Theatre is also nonresponsive, it seems to me, in the sense that the world of the artist and the world of the spectator is becoming more and more separated. Artists have often huddled together, especially in the past 150 years or so, and there are many benefits to this. (A fascinating book on this topic is Michael P. Farrel's Collaborative Circles: Friendship Dynamics and Creative Work, in which Farrel examines 6 collaborative groups: the French Impressionists; Sigmund Freud and his friends; C. S. Lewis, J. R. R. Tolkien, and the Inklings; social reformers Elizabeth Cady Stanton, Susan B. Anthony, and the "Ultras" in the women's movement; the Fugitive poets; and the writers Joseph Conrad, Ford Maddox Ford, and their friends.) But the downside is that art continues to become more self-referential, self-absorbed, and disconnected from the experiences of everyday people. This, of course, is an echo of one of my frequent themes: that artists need to become a part of their community, rather than stand outside it.

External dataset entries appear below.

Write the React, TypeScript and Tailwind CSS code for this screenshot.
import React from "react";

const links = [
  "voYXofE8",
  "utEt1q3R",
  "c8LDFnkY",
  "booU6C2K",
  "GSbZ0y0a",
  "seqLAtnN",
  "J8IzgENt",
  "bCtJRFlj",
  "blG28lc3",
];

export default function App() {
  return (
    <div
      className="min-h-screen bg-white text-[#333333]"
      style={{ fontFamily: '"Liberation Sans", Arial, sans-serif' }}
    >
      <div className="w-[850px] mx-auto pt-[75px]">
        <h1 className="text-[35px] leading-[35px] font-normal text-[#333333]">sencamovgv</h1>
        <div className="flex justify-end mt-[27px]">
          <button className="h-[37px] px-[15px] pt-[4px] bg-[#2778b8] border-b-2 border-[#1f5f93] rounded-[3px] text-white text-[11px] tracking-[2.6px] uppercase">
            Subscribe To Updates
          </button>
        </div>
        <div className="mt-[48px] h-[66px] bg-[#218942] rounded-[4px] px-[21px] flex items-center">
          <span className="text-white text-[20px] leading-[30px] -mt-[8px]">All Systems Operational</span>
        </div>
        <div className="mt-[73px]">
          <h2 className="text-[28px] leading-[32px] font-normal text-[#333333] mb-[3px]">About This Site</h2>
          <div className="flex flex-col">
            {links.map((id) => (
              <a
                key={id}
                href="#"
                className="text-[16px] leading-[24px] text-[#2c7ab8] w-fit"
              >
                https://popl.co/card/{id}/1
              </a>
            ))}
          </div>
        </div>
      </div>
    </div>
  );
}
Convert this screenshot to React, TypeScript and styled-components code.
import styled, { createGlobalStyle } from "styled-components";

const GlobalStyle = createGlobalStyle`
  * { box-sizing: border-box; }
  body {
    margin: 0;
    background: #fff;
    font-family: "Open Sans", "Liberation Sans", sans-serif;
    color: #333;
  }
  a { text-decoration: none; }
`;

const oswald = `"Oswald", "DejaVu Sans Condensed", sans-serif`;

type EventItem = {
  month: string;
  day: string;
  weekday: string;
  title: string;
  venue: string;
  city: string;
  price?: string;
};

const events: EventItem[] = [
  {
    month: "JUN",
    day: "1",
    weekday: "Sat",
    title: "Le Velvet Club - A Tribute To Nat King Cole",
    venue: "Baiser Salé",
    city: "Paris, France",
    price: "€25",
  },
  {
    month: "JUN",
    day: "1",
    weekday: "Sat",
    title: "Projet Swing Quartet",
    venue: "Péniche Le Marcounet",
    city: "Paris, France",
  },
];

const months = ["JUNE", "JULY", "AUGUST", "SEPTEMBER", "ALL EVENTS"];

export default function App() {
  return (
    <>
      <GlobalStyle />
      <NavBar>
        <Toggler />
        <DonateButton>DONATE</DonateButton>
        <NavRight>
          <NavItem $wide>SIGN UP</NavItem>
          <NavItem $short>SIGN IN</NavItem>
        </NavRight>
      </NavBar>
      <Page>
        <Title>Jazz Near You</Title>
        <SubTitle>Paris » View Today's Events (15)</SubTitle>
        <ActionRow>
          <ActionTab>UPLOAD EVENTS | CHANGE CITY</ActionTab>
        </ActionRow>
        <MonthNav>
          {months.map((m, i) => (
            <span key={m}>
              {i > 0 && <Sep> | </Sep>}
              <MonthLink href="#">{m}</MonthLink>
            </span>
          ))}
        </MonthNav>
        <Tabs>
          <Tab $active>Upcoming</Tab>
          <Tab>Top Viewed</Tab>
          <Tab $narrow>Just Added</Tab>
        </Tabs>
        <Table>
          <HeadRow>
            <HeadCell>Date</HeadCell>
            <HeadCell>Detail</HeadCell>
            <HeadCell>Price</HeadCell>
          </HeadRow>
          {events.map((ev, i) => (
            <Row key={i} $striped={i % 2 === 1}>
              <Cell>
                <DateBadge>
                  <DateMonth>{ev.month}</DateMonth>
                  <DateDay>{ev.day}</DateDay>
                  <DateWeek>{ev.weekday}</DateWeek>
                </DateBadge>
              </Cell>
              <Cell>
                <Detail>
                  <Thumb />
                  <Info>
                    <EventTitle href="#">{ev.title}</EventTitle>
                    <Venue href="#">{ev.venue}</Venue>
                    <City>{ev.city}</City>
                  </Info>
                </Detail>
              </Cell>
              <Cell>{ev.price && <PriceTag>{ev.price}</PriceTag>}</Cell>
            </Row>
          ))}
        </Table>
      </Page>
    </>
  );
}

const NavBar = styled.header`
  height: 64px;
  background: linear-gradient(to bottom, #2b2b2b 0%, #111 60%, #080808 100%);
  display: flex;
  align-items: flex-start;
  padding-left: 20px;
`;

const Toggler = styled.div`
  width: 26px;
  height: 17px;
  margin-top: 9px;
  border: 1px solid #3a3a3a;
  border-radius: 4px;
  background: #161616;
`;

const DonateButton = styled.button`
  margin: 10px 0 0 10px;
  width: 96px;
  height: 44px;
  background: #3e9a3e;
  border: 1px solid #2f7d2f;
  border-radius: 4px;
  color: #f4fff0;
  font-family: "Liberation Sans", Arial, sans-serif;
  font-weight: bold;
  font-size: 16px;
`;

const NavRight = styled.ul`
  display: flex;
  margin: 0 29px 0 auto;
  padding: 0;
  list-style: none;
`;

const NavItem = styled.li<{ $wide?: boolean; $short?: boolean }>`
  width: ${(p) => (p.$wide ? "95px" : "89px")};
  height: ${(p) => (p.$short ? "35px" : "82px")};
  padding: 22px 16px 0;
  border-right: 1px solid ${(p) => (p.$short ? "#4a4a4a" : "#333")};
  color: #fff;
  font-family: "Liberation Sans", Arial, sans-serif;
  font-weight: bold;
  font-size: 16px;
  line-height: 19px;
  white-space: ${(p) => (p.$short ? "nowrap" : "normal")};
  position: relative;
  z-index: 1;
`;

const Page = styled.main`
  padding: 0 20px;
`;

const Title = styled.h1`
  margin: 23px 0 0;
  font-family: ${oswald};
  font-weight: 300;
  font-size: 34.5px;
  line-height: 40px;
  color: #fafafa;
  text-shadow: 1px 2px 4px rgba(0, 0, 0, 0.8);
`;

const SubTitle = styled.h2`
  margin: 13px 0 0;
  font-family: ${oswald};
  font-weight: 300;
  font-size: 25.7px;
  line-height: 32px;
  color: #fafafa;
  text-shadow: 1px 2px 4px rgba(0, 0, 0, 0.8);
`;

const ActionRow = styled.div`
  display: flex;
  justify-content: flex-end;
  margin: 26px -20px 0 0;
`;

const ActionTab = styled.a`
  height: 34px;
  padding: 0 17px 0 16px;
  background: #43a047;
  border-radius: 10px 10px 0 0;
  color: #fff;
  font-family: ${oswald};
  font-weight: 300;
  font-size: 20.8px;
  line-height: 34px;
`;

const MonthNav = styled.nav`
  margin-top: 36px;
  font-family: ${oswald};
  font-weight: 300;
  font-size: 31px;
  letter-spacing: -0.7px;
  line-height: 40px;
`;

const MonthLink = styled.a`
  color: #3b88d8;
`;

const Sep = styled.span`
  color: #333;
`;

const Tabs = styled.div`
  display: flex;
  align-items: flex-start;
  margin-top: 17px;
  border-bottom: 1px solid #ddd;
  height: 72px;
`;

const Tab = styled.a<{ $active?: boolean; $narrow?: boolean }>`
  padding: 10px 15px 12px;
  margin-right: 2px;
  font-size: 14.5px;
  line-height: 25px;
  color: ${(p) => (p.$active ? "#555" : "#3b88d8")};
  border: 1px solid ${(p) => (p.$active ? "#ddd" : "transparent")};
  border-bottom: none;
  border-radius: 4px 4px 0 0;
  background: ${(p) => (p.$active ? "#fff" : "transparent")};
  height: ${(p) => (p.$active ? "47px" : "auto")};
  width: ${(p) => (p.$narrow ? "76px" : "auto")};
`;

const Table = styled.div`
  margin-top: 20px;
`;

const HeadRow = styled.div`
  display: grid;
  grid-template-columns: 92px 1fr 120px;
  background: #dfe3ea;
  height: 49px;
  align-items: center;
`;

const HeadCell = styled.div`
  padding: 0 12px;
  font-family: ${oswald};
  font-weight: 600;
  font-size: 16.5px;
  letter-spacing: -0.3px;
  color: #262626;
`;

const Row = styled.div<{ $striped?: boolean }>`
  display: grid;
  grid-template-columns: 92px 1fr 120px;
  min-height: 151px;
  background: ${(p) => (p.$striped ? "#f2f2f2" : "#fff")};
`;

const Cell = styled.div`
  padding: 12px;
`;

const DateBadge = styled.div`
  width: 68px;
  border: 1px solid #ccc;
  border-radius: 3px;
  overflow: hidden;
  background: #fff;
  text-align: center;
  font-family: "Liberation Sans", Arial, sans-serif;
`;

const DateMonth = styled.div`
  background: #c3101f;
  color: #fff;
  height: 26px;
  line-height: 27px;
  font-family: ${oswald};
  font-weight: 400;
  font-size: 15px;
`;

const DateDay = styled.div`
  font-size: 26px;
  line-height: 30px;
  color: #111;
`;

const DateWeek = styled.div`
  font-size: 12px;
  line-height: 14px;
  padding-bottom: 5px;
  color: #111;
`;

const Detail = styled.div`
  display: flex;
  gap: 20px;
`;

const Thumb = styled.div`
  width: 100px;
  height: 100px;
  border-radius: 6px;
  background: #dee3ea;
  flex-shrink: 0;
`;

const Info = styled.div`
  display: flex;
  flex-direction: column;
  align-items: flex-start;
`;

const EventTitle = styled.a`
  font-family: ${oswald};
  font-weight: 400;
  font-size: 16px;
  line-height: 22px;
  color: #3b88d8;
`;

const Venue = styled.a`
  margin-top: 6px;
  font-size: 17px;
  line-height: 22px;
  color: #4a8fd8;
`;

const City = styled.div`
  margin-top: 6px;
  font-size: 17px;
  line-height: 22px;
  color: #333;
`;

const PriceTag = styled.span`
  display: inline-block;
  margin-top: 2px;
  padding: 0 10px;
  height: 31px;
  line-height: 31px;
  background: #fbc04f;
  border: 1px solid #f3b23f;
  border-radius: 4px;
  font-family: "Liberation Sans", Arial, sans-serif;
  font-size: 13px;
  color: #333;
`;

Why this is so important to me is something I perhaps haven't explained explicitly, and may give insight into many other things about which I blog. I think I've mentioned that I have communitarian leanings (despite finding Amitai Etzioni's writing style and imagination flat as the proverbial pancake). The dynamic aspect of communitarianism is its belief in balance. For instance, it posits a dynamic struggle between the impulse toward freedom and the desire for order, with each society teetering more toward one side or the other over different points in time. The ideal is to create a dynamic balance. So if a society tips too far to one side (say, the way American society became too ordered in the 1950s) then cultural leaders need to throw their weight to the other side (like the upheavals of the 1960s did) in order to restore some semblance of balance. It is important, then, for cultural leaders to be tuned into what a society or community needs at any moment, and be willing to throw their weight in that direction. This model applies not only to the freedom/order diad, but any other idea.

From my perspective, artists are cultural leaders, and in order to know what a community needs at a particular moment, they need to be in communication with that society. And I think a lot of that communication has to be unmediated in order to be valuable, by which I mean one's idea of the culture shouldn't come primarily through media and other intellectuals; it should come through regular conversation with the Average Joe in order to get a sense of how he tends to think at a particular moment. This is why I am so adamant about "respecting" the humanity of those with whom one disagrees. It seems to me that only by getting an honest look into how people are thinking can one throw one's weight in another direction.

The obvious examples for this can be found in our social playwrights. Arthur Miller, for instance, had a clear understanding of the witch-hunting mindset that was permeating McCarthyite America, and he wrote The Crucible to throw his weight in the other direction. The Group Theatre and especially Clifford Odets wrote plays like Awake and Sing and Waiting for Lefty to counteract a society that was undermining individual dreams through its focus on making money. The artists of the Harlem Renaissance were trying to counteract the race prejudice that permeated American society. While this makes artists sound oppositional, the key is that the artist needs to be able to adjust to suit shifts in society.

Often, this is done instinctively, not consciously. But I would contend, conscious or not, the process is served when the artist is having regular and unmediated contact with a broad segment of society. If the disconnect is too great -- if the Average Joe shuns artists and artists shun him -- communication can't happen. The theatre becomes non-responsive.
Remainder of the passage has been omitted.